The big problem with the H8 was the software. CP/M, which rapidly became the industry
standard, had the OS in high RAM, leaving low RAM for the interrupt vectors and the user
program. Heath used exactly the opposite approach, putting the OS in low RAM and the
user software in high. That meant that essentially no software written for CP/M,
including the OS itself, could be easily adapted to the H8.
Either way, high or low, the BIOS and other OS bits ate up part of the 64K memory space.
But since the ROM was in low RAM instead of high, it differed from the usual convention.
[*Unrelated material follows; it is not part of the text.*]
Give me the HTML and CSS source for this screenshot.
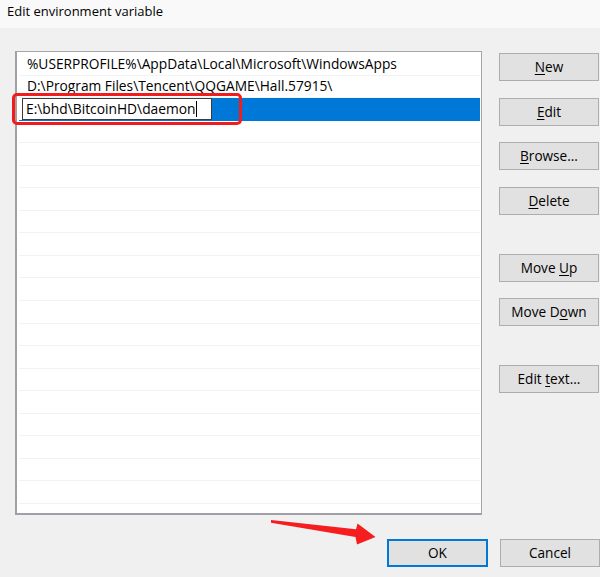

That's why all the software, such as CP/M and Microsoft BASIC, had to be adapted for the
H8.
Kaypro did it right. They used a phantom ROM for the BIOS, which could be flipped in &
out by writing to an output bit. This means that, while system calls were slow (overhead
of flipping the bit), the entire 64K of RAM was available to the OS and user programs,
none req'd by the ROMs. Given enough time and enough elbow room (read: Freedom from
obstinate marketeers), I'm sure we would have gotten around to fixing it so the H8 made
all 64K available, also. Never got the chance.